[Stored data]

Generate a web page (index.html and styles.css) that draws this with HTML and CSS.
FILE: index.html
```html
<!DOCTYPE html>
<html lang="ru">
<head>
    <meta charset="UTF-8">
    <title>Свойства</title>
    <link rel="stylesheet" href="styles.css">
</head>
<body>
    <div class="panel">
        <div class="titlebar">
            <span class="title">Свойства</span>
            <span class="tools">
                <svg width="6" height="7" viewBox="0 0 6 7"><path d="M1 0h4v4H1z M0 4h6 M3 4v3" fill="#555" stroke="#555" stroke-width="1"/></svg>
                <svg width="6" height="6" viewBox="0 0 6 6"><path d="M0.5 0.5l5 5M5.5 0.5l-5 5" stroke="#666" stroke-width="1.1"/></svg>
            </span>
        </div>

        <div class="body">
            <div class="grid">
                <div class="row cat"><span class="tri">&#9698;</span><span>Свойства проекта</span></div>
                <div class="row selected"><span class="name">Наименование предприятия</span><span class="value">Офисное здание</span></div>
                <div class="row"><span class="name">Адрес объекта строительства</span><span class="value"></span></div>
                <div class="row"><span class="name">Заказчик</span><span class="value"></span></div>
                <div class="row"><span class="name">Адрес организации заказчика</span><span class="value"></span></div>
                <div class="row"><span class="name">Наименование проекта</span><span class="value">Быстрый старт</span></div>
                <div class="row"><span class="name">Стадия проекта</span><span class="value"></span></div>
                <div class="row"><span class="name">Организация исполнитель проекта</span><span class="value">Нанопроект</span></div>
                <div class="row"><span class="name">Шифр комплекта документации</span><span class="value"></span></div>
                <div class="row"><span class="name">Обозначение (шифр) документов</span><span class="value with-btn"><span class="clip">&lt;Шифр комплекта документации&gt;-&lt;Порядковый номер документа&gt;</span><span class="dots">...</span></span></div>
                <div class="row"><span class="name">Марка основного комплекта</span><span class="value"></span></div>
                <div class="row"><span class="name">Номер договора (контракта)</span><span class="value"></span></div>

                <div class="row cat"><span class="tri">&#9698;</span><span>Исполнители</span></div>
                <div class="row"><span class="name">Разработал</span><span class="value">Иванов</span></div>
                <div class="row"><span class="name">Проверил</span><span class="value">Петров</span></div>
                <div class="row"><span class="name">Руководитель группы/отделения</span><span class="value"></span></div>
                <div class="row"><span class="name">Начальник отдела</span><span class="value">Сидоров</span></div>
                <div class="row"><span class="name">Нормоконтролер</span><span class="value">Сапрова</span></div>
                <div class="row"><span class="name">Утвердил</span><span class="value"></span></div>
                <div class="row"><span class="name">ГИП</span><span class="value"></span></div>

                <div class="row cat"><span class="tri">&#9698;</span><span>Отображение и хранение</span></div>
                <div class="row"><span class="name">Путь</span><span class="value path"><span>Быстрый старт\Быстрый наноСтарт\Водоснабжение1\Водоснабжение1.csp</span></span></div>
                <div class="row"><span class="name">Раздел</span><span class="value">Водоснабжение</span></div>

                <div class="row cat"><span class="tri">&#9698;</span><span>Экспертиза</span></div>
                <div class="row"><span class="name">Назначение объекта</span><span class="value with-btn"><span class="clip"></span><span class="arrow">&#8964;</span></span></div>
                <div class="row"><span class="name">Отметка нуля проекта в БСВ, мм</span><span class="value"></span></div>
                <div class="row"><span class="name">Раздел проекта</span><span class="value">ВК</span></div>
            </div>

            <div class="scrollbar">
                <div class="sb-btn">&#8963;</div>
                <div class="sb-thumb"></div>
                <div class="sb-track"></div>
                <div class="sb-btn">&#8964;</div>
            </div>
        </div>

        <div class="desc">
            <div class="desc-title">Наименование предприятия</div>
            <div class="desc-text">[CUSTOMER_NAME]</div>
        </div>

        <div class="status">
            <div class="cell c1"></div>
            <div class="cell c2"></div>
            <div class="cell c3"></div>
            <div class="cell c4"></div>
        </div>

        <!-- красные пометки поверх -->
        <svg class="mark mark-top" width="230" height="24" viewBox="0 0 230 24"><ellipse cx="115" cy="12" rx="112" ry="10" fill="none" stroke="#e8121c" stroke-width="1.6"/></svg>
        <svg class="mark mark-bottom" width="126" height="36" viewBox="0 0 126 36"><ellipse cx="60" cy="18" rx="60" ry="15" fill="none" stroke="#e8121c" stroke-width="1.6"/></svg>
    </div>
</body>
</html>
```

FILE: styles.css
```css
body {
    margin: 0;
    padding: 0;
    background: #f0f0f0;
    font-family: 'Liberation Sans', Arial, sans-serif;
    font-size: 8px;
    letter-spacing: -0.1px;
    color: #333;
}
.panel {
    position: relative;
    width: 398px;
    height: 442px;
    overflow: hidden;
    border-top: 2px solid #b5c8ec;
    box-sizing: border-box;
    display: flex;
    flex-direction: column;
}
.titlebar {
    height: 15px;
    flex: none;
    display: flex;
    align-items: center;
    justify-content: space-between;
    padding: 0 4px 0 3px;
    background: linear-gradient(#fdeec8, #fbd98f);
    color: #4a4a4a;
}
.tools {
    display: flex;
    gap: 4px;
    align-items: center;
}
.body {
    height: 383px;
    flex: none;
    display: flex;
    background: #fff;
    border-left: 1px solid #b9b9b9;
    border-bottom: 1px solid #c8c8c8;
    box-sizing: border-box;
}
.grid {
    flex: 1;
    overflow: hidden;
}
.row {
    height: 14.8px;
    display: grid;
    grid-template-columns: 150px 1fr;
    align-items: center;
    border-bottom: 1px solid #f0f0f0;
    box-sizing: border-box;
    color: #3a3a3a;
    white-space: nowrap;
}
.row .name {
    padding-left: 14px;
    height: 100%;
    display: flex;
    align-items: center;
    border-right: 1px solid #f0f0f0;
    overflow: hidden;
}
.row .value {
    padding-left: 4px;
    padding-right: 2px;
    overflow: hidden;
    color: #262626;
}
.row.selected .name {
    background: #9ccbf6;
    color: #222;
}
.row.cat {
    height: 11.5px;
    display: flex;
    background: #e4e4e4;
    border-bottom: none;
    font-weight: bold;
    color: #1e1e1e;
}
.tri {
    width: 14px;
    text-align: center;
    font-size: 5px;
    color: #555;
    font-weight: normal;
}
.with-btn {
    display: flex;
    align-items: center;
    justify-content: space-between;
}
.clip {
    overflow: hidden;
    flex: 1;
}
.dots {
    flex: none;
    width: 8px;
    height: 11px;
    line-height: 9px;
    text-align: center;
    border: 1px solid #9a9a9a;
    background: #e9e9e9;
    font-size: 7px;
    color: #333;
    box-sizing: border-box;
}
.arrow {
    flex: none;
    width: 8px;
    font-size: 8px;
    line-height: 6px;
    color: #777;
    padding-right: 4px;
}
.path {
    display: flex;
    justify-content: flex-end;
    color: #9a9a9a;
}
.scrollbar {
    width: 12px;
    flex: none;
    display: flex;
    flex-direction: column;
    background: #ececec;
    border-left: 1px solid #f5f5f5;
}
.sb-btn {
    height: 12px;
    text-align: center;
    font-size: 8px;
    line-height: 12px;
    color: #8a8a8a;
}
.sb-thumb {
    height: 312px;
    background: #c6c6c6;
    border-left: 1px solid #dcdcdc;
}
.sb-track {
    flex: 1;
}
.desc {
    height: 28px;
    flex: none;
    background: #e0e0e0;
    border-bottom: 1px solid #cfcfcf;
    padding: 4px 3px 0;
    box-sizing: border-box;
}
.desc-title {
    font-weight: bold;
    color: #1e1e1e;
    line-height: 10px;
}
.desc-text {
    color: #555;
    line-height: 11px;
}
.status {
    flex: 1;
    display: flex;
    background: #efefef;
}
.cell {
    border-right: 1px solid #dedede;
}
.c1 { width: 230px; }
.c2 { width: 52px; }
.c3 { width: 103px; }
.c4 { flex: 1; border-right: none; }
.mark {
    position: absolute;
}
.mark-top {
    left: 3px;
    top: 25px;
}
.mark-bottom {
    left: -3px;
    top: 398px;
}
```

...

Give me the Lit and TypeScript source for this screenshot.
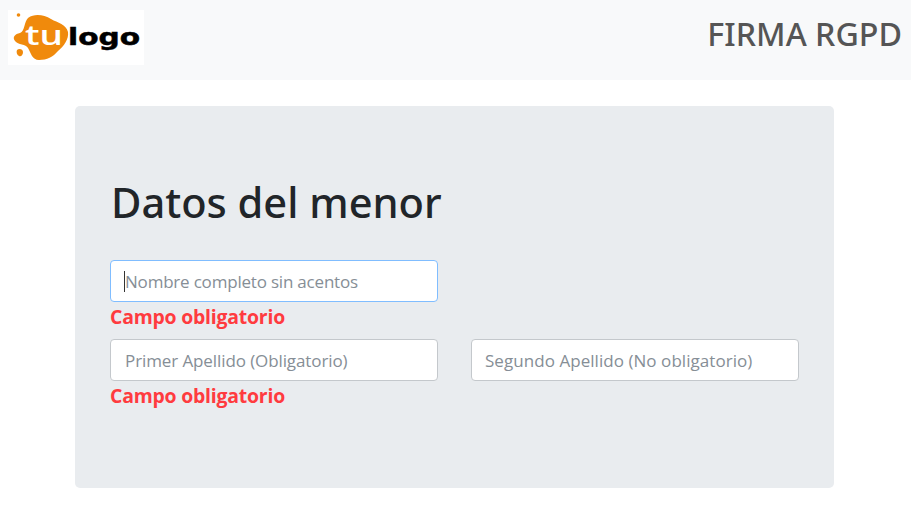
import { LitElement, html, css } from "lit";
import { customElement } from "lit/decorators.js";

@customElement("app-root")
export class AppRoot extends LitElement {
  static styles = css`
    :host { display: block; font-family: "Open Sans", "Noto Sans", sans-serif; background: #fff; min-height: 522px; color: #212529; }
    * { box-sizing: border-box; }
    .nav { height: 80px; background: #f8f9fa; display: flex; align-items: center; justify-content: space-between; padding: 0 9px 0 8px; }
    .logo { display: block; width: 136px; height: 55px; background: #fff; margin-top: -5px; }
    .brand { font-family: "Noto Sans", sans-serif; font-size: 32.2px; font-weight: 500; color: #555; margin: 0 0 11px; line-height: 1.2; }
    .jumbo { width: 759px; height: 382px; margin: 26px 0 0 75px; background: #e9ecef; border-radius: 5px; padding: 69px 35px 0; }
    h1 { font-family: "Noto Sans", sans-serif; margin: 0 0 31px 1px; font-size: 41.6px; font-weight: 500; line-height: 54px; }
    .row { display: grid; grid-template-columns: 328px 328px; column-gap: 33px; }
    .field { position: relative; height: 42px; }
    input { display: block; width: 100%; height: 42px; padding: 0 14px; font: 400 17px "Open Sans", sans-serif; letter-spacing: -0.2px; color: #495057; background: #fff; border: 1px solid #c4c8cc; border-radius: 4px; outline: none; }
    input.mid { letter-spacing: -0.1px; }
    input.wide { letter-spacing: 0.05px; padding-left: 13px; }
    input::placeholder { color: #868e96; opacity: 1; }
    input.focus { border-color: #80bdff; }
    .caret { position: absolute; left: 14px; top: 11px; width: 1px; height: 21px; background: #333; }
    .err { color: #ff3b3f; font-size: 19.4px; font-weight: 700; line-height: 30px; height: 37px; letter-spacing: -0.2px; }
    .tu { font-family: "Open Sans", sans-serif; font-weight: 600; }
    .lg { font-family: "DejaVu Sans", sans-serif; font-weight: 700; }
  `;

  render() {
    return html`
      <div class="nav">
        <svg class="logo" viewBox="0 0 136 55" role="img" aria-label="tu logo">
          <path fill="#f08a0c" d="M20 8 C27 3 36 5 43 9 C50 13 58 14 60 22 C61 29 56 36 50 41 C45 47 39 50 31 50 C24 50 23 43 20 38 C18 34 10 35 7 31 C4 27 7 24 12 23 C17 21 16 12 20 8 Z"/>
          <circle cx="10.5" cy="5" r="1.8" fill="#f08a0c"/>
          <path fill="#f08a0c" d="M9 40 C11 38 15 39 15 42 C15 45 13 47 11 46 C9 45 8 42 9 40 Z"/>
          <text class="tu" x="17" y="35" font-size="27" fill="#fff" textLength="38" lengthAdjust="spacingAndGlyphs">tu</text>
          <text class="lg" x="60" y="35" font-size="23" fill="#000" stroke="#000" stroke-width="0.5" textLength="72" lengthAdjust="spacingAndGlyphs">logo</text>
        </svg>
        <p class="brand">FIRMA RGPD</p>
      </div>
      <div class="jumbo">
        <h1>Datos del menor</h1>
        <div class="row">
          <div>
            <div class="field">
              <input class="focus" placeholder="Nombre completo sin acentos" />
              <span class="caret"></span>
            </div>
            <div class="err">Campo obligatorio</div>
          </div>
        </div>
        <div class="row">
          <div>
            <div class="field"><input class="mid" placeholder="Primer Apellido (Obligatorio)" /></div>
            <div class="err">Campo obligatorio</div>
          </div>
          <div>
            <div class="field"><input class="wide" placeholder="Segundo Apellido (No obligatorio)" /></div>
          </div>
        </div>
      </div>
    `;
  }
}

--

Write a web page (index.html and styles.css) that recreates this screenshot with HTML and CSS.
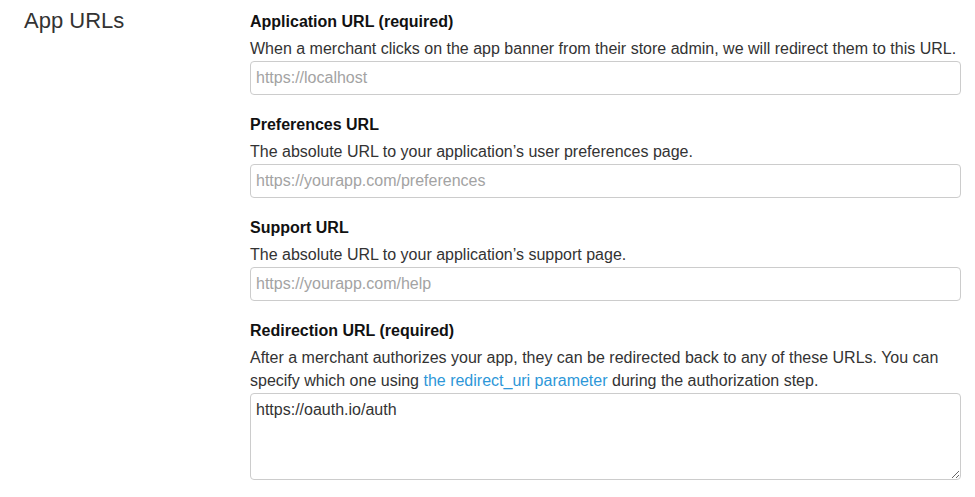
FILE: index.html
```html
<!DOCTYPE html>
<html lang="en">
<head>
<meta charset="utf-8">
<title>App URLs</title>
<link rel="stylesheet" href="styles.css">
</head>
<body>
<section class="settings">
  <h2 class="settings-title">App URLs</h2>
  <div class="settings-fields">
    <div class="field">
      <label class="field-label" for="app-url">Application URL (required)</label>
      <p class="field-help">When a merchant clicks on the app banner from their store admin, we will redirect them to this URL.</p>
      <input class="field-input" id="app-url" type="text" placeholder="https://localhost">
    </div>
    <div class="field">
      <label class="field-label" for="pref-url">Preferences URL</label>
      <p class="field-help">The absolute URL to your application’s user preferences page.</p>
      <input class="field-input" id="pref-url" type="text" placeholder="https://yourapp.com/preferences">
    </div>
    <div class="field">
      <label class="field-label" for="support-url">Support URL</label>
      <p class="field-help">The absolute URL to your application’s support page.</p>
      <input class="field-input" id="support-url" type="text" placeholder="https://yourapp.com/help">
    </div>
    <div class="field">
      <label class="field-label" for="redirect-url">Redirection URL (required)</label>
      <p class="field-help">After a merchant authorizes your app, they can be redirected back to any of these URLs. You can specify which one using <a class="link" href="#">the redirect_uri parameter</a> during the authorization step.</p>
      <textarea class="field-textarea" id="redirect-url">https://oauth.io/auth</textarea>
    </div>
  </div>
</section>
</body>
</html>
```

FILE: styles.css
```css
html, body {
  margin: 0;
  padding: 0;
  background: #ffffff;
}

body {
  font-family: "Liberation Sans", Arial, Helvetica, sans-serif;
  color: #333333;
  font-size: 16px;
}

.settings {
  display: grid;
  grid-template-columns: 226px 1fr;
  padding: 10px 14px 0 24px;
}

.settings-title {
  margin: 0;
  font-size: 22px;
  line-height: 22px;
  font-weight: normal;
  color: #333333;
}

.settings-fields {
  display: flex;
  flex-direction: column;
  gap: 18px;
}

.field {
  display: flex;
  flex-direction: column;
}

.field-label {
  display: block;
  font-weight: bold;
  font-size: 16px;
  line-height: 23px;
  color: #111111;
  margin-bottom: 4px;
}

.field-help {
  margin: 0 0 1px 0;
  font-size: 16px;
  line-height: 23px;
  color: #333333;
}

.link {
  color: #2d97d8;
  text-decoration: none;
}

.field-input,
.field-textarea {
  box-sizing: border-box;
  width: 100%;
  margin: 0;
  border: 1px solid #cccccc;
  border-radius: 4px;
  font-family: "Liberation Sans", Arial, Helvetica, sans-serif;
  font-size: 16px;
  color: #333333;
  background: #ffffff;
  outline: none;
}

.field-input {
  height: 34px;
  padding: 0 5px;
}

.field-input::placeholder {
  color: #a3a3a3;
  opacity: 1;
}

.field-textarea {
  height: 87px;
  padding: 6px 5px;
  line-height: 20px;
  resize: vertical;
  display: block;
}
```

> **What you will do**
Find the string "page" in the records, then copy each line where it occurs.

> **Answer for the task**
Generate a web page (index.html and styles.css) that draws this with HTML and CSS.
Write a web page (index.html and styles.css) that recreates this screenshot with HTML and CSS.
      <p class="field-help">The absolute URL to your application’s user preferences page.</p>
      <p class="field-help">The absolute URL to your application’s support page.</p>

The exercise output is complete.